INSTRUCTIONS TO FOLLOW –
Whenever a line below holds the word "this", copy that line.

Interface markup and scripts –
-- Start --

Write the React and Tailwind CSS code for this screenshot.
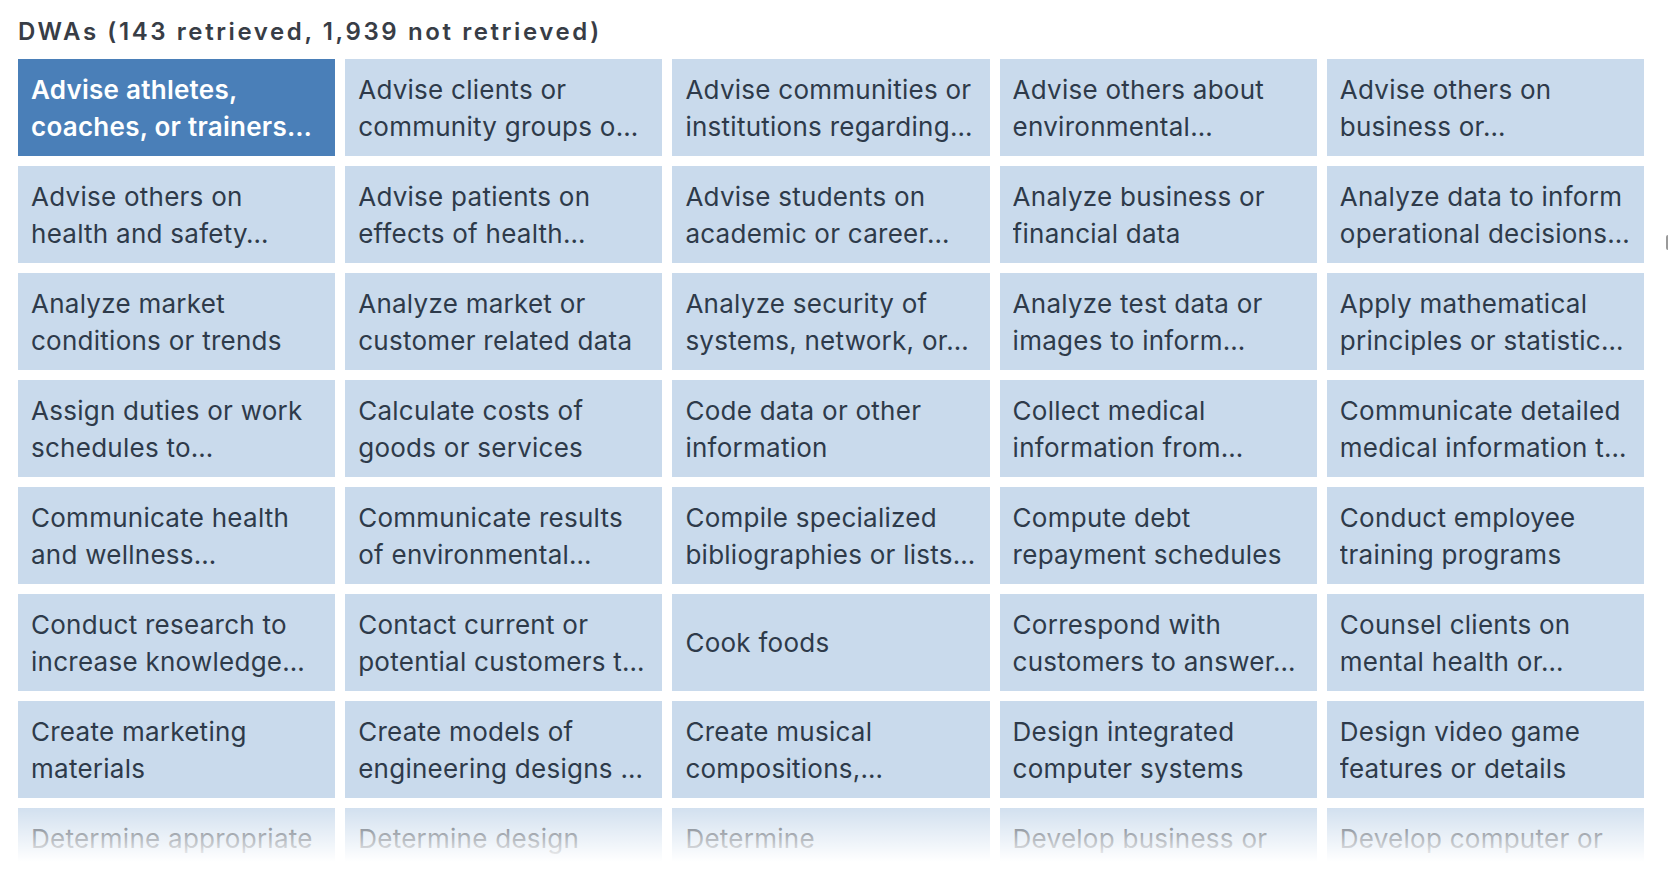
import React from "react";

const dwas = [
  ["Advise athletes,", "coaches, or trainers…"],
  ["Advise clients or", "community groups o…"],
  ["Advise communities or", "institutions regarding…"],
  ["Advise others about", "environmental…"],
  ["Advise others on", "business or…"],
  ["Advise others on", "health and safety…"],
  ["Advise patients on", "effects of health…"],
  ["Advise students on", "academic or career…"],
  ["Analyze business or", "financial data"],
  ["Analyze data to inform", "operational decisions…"],
  ["Analyze market", "conditions or trends"],
  ["Analyze market or", "customer related data"],
  ["Analyze security of", "systems, network, or…"],
  ["Analyze test data or", "images to inform…"],
  ["Apply mathematical", "principles or statistic…"],
  ["Assign duties or work", "schedules to…"],
  ["Calculate costs of", "goods or services"],
  ["Code data or other", "information"],
  ["Collect medical", "information from…"],
  ["Communicate detailed", "medical information t…"],
  ["Communicate health", "and wellness…"],
  ["Communicate results", "of environmental…"],
  ["Compile specialized", "bibliographies or lists…"],
  ["Compute debt", "repayment schedules"],
  ["Conduct employee", "training programs"],
  ["Conduct research to", "increase knowledge…"],
  ["Contact current or", "potential customers t…"],
  ["Cook foods"],
  ["Correspond with", "customers to answer…"],
  ["Counsel clients on", "mental health or…"],
  ["Create marketing", "materials"],
  ["Create models of", "engineering designs …"],
  ["Create musical", "compositions,…"],
  ["Design integrated", "computer systems"],
  ["Design video game", "features or details"],
  ["Determine appropriate", "methods or…"],
  ["Determine design", "criteria or…"],
  ["Determine", "operational…"],
  ["Develop business or", "market strategies"],
  ["Develop computer or", "online applications"],
];

const App = () => {
  return (
    <div
      className="relative h-[896px] overflow-hidden bg-white pl-[18px] pr-[24px] pt-[16px]"
      style={{ fontFamily: "Inter, 'Liberation Sans', sans-serif" }}
    >
      <h2 className="mb-[11px] text-[24px] font-semibold leading-[32px] tracking-[2.6px] text-[#383d46]">
        DWAs (143 retrieved, 1,939 not retrieved)
      </h2>

      <div className="grid grid-cols-5 gap-[10px]">
        {dwas.map((lines, i) => (
          <div
            key={i}
            className={`flex h-[97px] flex-col justify-center px-[13px] text-[26px] leading-[37px] tracking-[0.01em] ${
              i === 0
                ? "bg-[#4a7fb8] font-semibold text-white"
                : "bg-[#c9daec] text-[#2e3a4a]"
            }`}
          >
            {lines.map((line, j) => (
              <span key={j} className="block whitespace-nowrap overflow-hidden">
                {line}
              </span>
            ))}
          </div>
        ))}
      </div>

      {/* fade at the bottom of the list */}
      <div className="pointer-events-none absolute inset-x-0 top-[800px] h-[96px] bg-[linear-gradient(to_bottom,rgba(255,255,255,0.05)_0px,rgba(255,255,255,1)_62px)]" />

      {/* scrollbar sliver */}
      <div className="absolute right-0 top-[235px] h-[15px] w-[2px] rounded-l-sm bg-[#9a9a9a]" />
    </div>
  );
};

export default App;
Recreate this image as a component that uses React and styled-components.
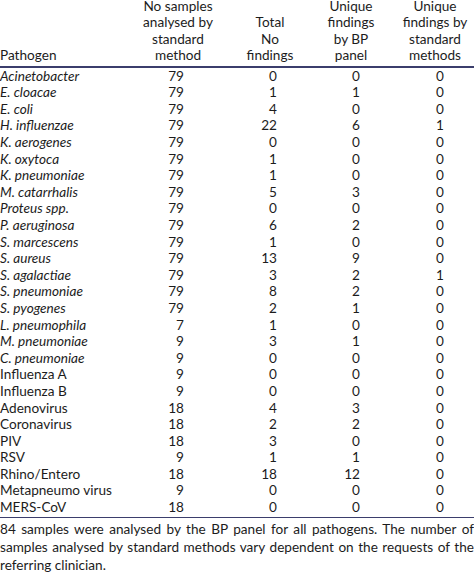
import styled, { createGlobalStyle } from 'styled-components';

const GlobalStyle = createGlobalStyle`
  html, body { margin: 0; padding: 0; background: #fff; }
  body {
    font-family: Lato, "Open Sans", sans-serif;
    color: #1c1c1c;
    -webkit-font-smoothing: antialiased;
  }
`;

const Wrap = styled.div`
  width: 474px;
  overflow: hidden;
`;

const Table = styled.table`
  width: 474px;
  border-collapse: collapse;
  table-layout: fixed;
  font-size: 13.6px;
  margin-top: -2px;
`;

const HeadRow = styled.tr`
  border-bottom: 2px solid #3b3e6c;
`;

const Th = styled.th`
  font-weight: 400;
  line-height: 16.4px;
  vertical-align: bottom;
  text-align: ${({ $left }) => ($left ? 'left' : 'center')};
  padding: 0 ${({ $pr }) => $pr || 0}px 2px ${({ $pl }) => $pl || 0}px;
  white-space: nowrap;
`;

const Td = styled.td`
  line-height: 16.6px;
  height: 16.6px;
  padding: 0 ${({ $pr }) => $pr || 0}px 0 0;
  text-align: ${({ $left }) => ($left ? 'left' : 'right')};
  font-style: ${({ $italic }) => ($italic ? 'italic' : 'normal')};
  white-space: nowrap;
`;

const BottomRule = styled.tr`
  border-bottom: 1.5px solid #3b3e6c;
  td { height: 1px; padding: 0; }
`;

const Note = styled.div`
  font-size: 13.6px;
  line-height: 18px;
  margin-top: 2px;
`;

const NoteLine = styled.span`
  display: block;
  white-space: nowrap;
  text-align: ${({ $last }) => ($last ? 'left' : 'justify')};
  text-align-last: ${({ $last }) => ($last ? 'left' : 'justify')};
`;

const cols = [
  { w: 140, th: { $left: true }, td: { $left: true } },
  { w: 76, th: {}, td: { $pr: 32 } },
  { w: 110, th: { $pr: 2 }, td: { $pr: 49 } },
  { w: 64, th: { $pr: 14 }, td: { $pr: 30 } },
  { w: 84, th: { $pl: 6 }, td: { $pr: 30 } },
];

const headers = [
  ['Pathogen'],
  ['No samples', 'analysed by', 'standard', 'method'],
  ['Total', 'No', 'findings'],
  ['Unique', 'findings', 'by BP', 'panel'],
  ['Unique', 'findings by', 'standard', 'methods'],
];

const rows = [
  ['Acinetobacter', 79, 0, 0, 0, true],
  ['E. cloacae', 79, 1, 1, 0, true],
  ['E. coli', 79, 4, 0, 0, true],
  ['H. influenzae', 79, 22, 6, 1, true],
  ['K. aerogenes', 79, 0, 0, 0, true],
  ['K. oxytoca', 79, 1, 0, 0, true],
  ['K. pneumoniae', 79, 1, 0, 0, true],
  ['M. catarrhalis', 79, 5, 3, 0, true],
  ['Proteus spp.', 79, 0, 0, 0, true],
  ['P. aeruginosa', 79, 6, 2, 0, true],
  ['S. marcescens', 79, 1, 0, 0, true],
  ['S. aureus', 79, 13, 9, 0, true],
  ['S. agalactiae', 79, 3, 2, 1, true],
  ['S. pneumoniae', 79, 8, 2, 0, true],
  ['S. pyogenes', 79, 2, 1, 0, true],
  ['L. pneumophila', 7, 1, 0, 0, true],
  ['M. pneumoniae', 9, 3, 1, 0, true],
  ['C. pneumoniae', 9, 0, 0, 0, true],
  ['Influenza A', 9, 0, 0, 0],
  ['Influenza B', 9, 0, 0, 0],
  ['Adenovirus', 18, 4, 3, 0],
  ['Coronavirus', 18, 2, 2, 0],
  ['PIV', 18, 3, 0, 0],
  ['RSV', 9, 1, 1, 0],
  ['Rhino/Entero', 18, 18, 12, 0],
  ['Metapneumo virus', 9, 0, 0, 0],
  ['MERS-CoV', 18, 0, 0, 0],
];

export default function App() {
  return (
    <Wrap>
      <GlobalStyle />
      <Table>
        <colgroup>
          {cols.map((c, i) => <col key={i} style={{ width: c.w }} />)}
        </colgroup>
        <thead>
          <HeadRow>
            {headers.map((lines, i) => (
              <Th key={i} {...cols[i].th}>
                {lines.map((l, j) => (
                  <span key={j}>{l}{j < lines.length - 1 && <br />}</span>
                ))}
              </Th>
            ))}
          </HeadRow>
        </thead>
        <tbody>
          {rows.map(([name, a, b, c, d, italic]) => (
            <tr key={name}>
              <Td $left $italic={italic}>{name}</Td>
              <Td {...cols[1].td}>{a}</Td>
              <Td {...cols[2].td}>{b}</Td>
              <Td {...cols[3].td}>{c}</Td>
              <Td {...cols[4].td}>{d}</Td>
            </tr>
          ))}
          <BottomRule><td colSpan={5} /></BottomRule>
        </tbody>
      </Table>
      <Note>
        <NoteLine>84 samples were analysed by the BP panel for all pathogens. The number of</NoteLine>
        <NoteLine>samples analysed by standard methods vary dependent on the requests of the</NoteLine>
        <NoteLine $last>referring clinician.</NoteLine>
      </Note>
    </Wrap>
  );
}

-- End --

REPLY –
Write the React and Tailwind CSS code for this screenshot.
Recreate this image as a component that uses React and styled-components.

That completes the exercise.